April 26, 2026

Dude, F*** the Archdeacon

I rewatched Disney's Hunchback of Notre Dame last night. Great movie! However, I realized the true villain of the story isn't Judge Frollo, it's the Archdeacon who lives in Notre Dame.

Like, what's the deal with this guy? I'm a big fan of his early work: he sees Frollo murder a young mother in cold blood and stops him from murdering the child as well. That's some good stuff! But then he proposes his solution and it's that the guy he just saw try to kill an orphan baby should raise said baby. Hey, baby-murderer! Would you like to be a baby dad?

I think it's easy to forget about this guy because he's not really a significant character after the opening scene. I figured maybe he was a good guy who just like, died or retired a couple years after the Frollo/Quasimodo incident so that's why he didn't do anything about that whole situation.

Except!! Then he shows up in a scene set 20+ years later, to tell Esmeralda she can claim sanctuary in the cathedral. So he's been here and in charge the whole time?!?! So he saw Frollo raising this kid into a servant who calls him Master and thinks of himself as a monster and never thought he should maybe intervene?! His one act of kindness toward Quasimodo was saving his life, but given the life the Archdeacon gave him, I'm not sure that can reasonably be considered kindness at all, actually. He sold Quasimodo up the river! And why? Because Frollo asked how to get into heaven. Meaning the Archdeacon prioritized a chance at redemption for a man he just witnessed attempting infanticide, over the actual health and wellness of the actual infant.

That's fucked up!

You might think - as did I - "okay, Scout, you're making some assumptions here. How do we know the Archdeacon witnessed how Frollo treated Quasimodo? Maybe he was just assuming the best in Frollo, can we really blame him for that?"

Here's the thing, though - there's a scene late in the movie where Frollo brings Quasimodo dinner and Quasi says he didn't think Frollo was coming.

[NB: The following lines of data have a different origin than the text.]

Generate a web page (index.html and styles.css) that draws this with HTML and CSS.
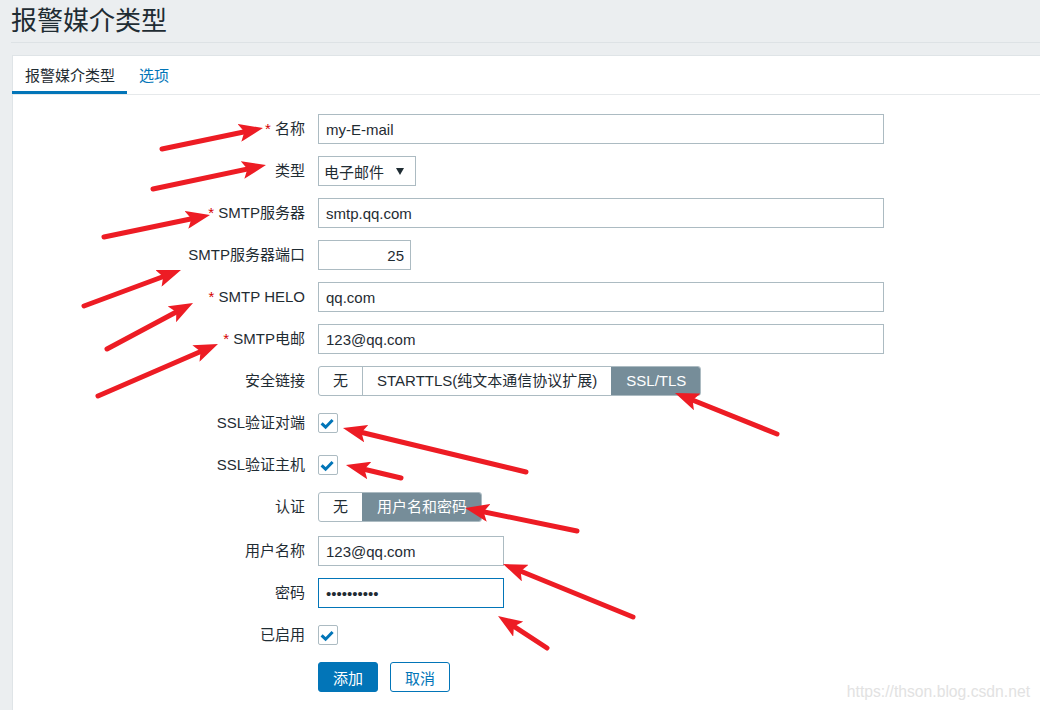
FILE: index.html
```html
<!DOCTYPE html>
<html lang="zh-CN">
<head>
<meta charset="utf-8">
<title>报警媒介类型</title>
<link rel="stylesheet" href="styles.css">
</head>
<body>
<header class="page-header"><h1 class="page-title">报警媒介类型</h1></header>
<main class="panel">
  <ul class="tabs">
    <li class="tab tab-active">报警媒介类型</li>
    <li class="tab tab-link">选项</li>
  </ul>
  <form class="form">
    <div class="row"><label class="lbl"><span class="req">*</span> 名称</label><input class="field field-wide" value="my-E-mail"></div>
    <div class="row"><label class="lbl">类型</label>
      <div class="select"><span>电子邮件</span><svg class="caret" width="8" height="7" viewBox="0 0 8 7"><polygon points="0,0 8,0 4,7" fill="#1f2c33"/></svg></div>
    </div>
    <div class="row"><label class="lbl"><span class="req">*</span> SMTP服务器</label><input class="field field-wide" value="smtp.qq.com"></div>
    <div class="row"><label class="lbl">SMTP服务器端口</label><input class="field field-port" value="25"></div>
    <div class="row"><label class="lbl"><span class="req">*</span> SMTP HELO</label><input class="field field-wide" value="qq.com"></div>
    <div class="row"><label class="lbl"><span class="req">*</span> SMTP电邮</label><input class="field field-wide" value="123@qq.com"></div>
    <div class="row"><label class="lbl">安全链接</label>
      <div class="seg"><span class="seg-item">无</span><span class="seg-item">STARTTLS(纯文本通信协议扩展)</span><span class="seg-item seg-on">SSL/TLS</span></div>
    </div>
    <div class="row"><label class="lbl">SSL验证对端</label><span class="check"><svg width="20" height="20" viewBox="0 0 20 20"><polyline points="3.6,10.4 7.6,14.2 14.6,7" fill="none" stroke="#0275b8" stroke-width="3"/></svg></span></div>
    <div class="row"><label class="lbl">SSL验证主机</label><span class="check"><svg width="20" height="20" viewBox="0 0 20 20"><polyline points="3.6,10.4 7.6,14.2 14.6,7" fill="none" stroke="#0275b8" stroke-width="3"/></svg></span></div>
    <div class="row"><label class="lbl">认证</label>
      <div class="seg"><span class="seg-item">无</span><span class="seg-item seg-on">用户名和密码</span></div>
    </div>
    <div class="row row-shift"><label class="lbl">用户名称</label><input class="field field-mid" value="123@qq.com"></div>
    <div class="row"><label class="lbl">密码</label><input class="field field-mid field-focus" value="••••••••••"></div>
    <div class="row"><label class="lbl">已启用</label><span class="check"><svg width="20" height="20" viewBox="0 0 20 20"><polyline points="3.6,10.4 7.6,14.2 14.6,7" fill="none" stroke="#0275b8" stroke-width="3"/></svg></span></div>
    <div class="row"><span class="lbl"></span>
      <div class="buttons"><button type="button" class="btn btn-primary">添加</button><button type="button" class="btn btn-alt">取消</button></div>
    </div>
  </form>
</main>
<svg class="arrows" width="1040" height="710" viewBox="0 0 1040 710">
  <defs>
    <marker id="ah" markerUnits="userSpaceOnUse" markerWidth="24" markerHeight="18" viewBox="0 0 24 18" refX="14" refY="9" orient="auto">
      <path d="M0,0 L24,9 L0,18 L5,9 z" fill="#ed1c24"/>
    </marker>
  </defs>
  <g stroke="#ed1c24" stroke-width="5" stroke-linecap="round" marker-end="url(#ah)">
    <line x1="162" y1="149" x2="253.2" y2="130"/>
    <line x1="153" y1="189" x2="256.2" y2="167.1"/>
    <line x1="104" y1="237" x2="200.2" y2="217"/>
    <line x1="84" y1="306" x2="171.6" y2="273.5"/>
    <line x1="107" y1="349" x2="184.2" y2="307.7"/>
    <line x1="98" y1="396" x2="208.8" y2="348"/>
    <line x1="777" y1="434" x2="684.3" y2="396.7"/>
    <line x1="526" y1="472" x2="352.7" y2="430.3"/>
    <line x1="401" y1="478" x2="355.7" y2="467.3"/>
    <line x1="577" y1="531" x2="474.8" y2="510"/>
    <line x1="633" y1="617" x2="512.3" y2="567.8"/>
    <line x1="547" y1="648" x2="506.4" y2="621.5"/>
  </g>
</svg>
<div class="watermark">https://thson.blog.csdn.net</div>
</body>
</html>
```
FILE: styles.css
```css
html, body {
  margin: 0;
  padding: 0;
}
body {
  background: #ebeef0;
  font-family: "Liberation Sans", "Noto Sans CJK SC", sans-serif;
  font-size: 15px;
  color: #1f2c33;
  width: 1040px;
  height: 710px;
  overflow: hidden;
  position: relative;
}
.page-header {
  margin-left: 11px;
  border-bottom: 1px solid #dde2e5;
}
.page-title {
  margin: 0;
  padding: 6px 0 6px 0;
  font-size: 26px;
  line-height: 30px;
  font-weight: normal;
  color: #1f2c33;
}
.panel {
  box-sizing: border-box;
  margin: 12px 0 0 12px;
  background: #fff;
  border: 1px solid #dfe4e7;
  border-right: 0;
  border-bottom: 0;
  height: 655px;
}
.tabs {
  display: flex;
  list-style: none;
  margin: 0;
  padding: 0;
  border-bottom: 1px solid #e6e9eb;
}
.tab {
  padding: 10px 12px 5px;
  line-height: 20px;
  border-bottom: 3px solid transparent;
}
.tab-active {
  color: #1f2c33;
  border-bottom-color: #0275b8;
  margin-left: -1px;
  padding-left: 13px;
}
.tab-link {
  color: #0275b8;
}
.form {
  display: flex;
  flex-direction: column;
  gap: 12px;
  padding-top: 19px;
}
.row {
  display: flex;
  align-items: center;
  gap: 13px;
  height: 30px;
}
.row-shift {
  margin-top: 2px;
}
.lbl {
  width: 292px;
  flex: none;
  text-align: right;
  line-height: 30px;
  color: #1f2c33;
}
.req {
  color: #d40000;
}
.field {
  box-sizing: border-box;
  height: 30px;
  border: 1px solid #acbbc2;
  background: #fff;
  padding: 0 7px;
  margin: 0;
  font-family: "Liberation Sans", "Noto Sans CJK SC", sans-serif;
  font-size: 15px;
  color: #1f2c33;
  outline: none;
  border-radius: 0;
}
.field-wide {
  width: 566px;
}
.field-mid {
  width: 186px;
}
.field-port {
  width: 93px;
  text-align: right;
  padding-right: 6px;
}
.field-focus {
  border-color: #0275b8;
}
.select {
  box-sizing: border-box;
  width: 98px;
  height: 30px;
  border: 1px solid #acbbc2;
  display: flex;
  align-items: center;
  justify-content: space-between;
  padding: 0 11px 0 5px;
}
.caret {
  display: block;
}
.seg {
  display: flex;
  box-sizing: border-box;
  height: 30px;
  border: 1px solid #acbbc2;
  border-radius: 3px;
  overflow: hidden;
}
.seg-item {
  padding: 0 14px;
  line-height: 28px;
  border-left: 1px solid #acbbc2;
  white-space: nowrap;
}
.seg-item:first-child {
  border-left: 0;
}
.seg-on {
  background: #768d99;
  color: #fff;
  border-left-color: #768d99;
}
.check {
  box-sizing: border-box;
  width: 20px;
  height: 20px;
  border: 1px solid #acbbc2;
  border-radius: 2px;
  background: #fff;
  display: flex;
  align-items: center;
  justify-content: center;
}
.check svg {
  display: block;
  flex: none;
}
.buttons {
  display: flex;
  gap: 12px;
}
.btn {
  box-sizing: border-box;
  width: 60px;
  height: 30px;
  border-radius: 3px;
  font-family: "Liberation Sans", "Noto Sans CJK SC", sans-serif;
  font-size: 15px;
  padding: 0;
  cursor: pointer;
}
.btn-primary {
  background: #0275b8;
  border: 1px solid #0275b8;
  color: #fff;
}
.btn-alt {
  background: #fff;
  border: 1px solid #0275b8;
  color: #0275b8;
}
.arrows {
  position: absolute;
  left: 0;
  top: 0;
  pointer-events: none;
}
.watermark {
  position: absolute;
  right: 10px;
  bottom: 9px;
  font-size: 15.7px;
  line-height: 18px;
  color: #e2e2e2;
  font-family: "Liberation Sans", sans-serif;
}
```
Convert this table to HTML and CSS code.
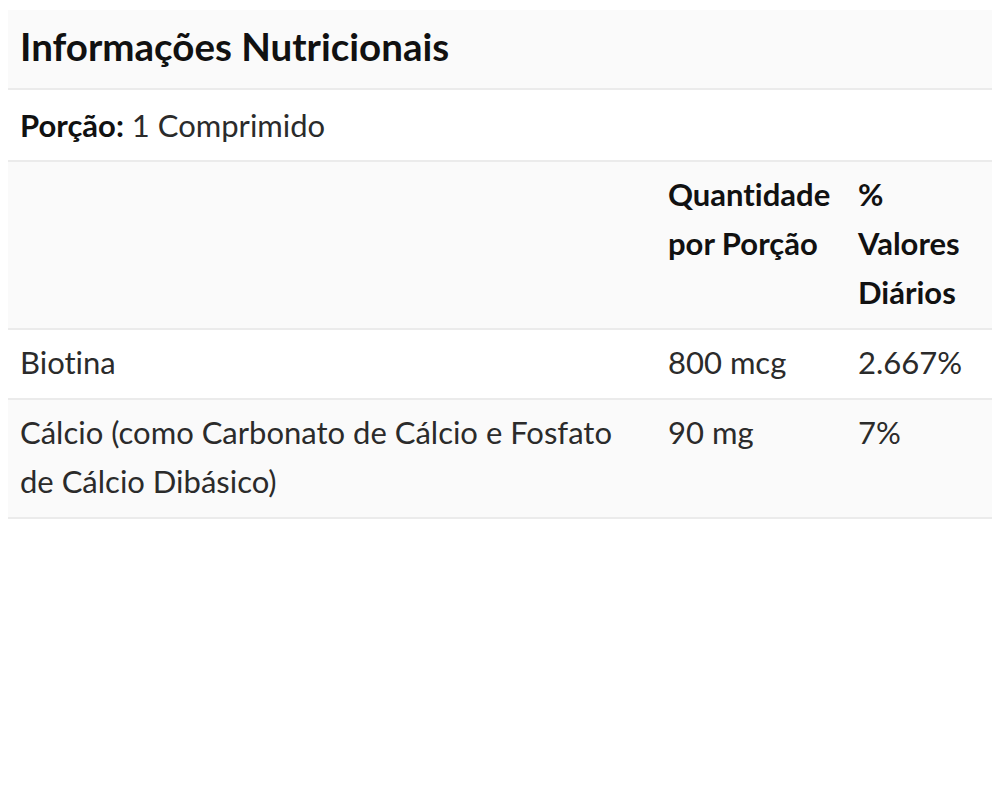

The way it's framed makes it seem as though it's pretty normal for Frollo to only visit Quasimodo once or twice a day. So where does Quasimodo get his other meals from? Who tailored his clothes and ordered his shoes? Who taught him how and when to ring the bells? Who changed his diapers and bathed him when he was small? Let's be real, Frollo was not doing all that. I think it's safe to assume that the people who actually did the majority of care for him as a child were the staff at Notre Dame.

So as the head of said staff, and also as a person repeatedly characterized as empathetic, observant, and moral, the Archdeacon should absolutely have noticed that Quasimodo was not being raised as if he was Frollo's own son - what the Archdeacon specificially called for - and he chose to do nothing about it.

In conclusion, the guy who abused an innocent child is bad, but the guy who pulled the strings to make it happen and then sat idly by and watched it for years? That guy is worse. Just, like - dude, fuck the Archdeacon.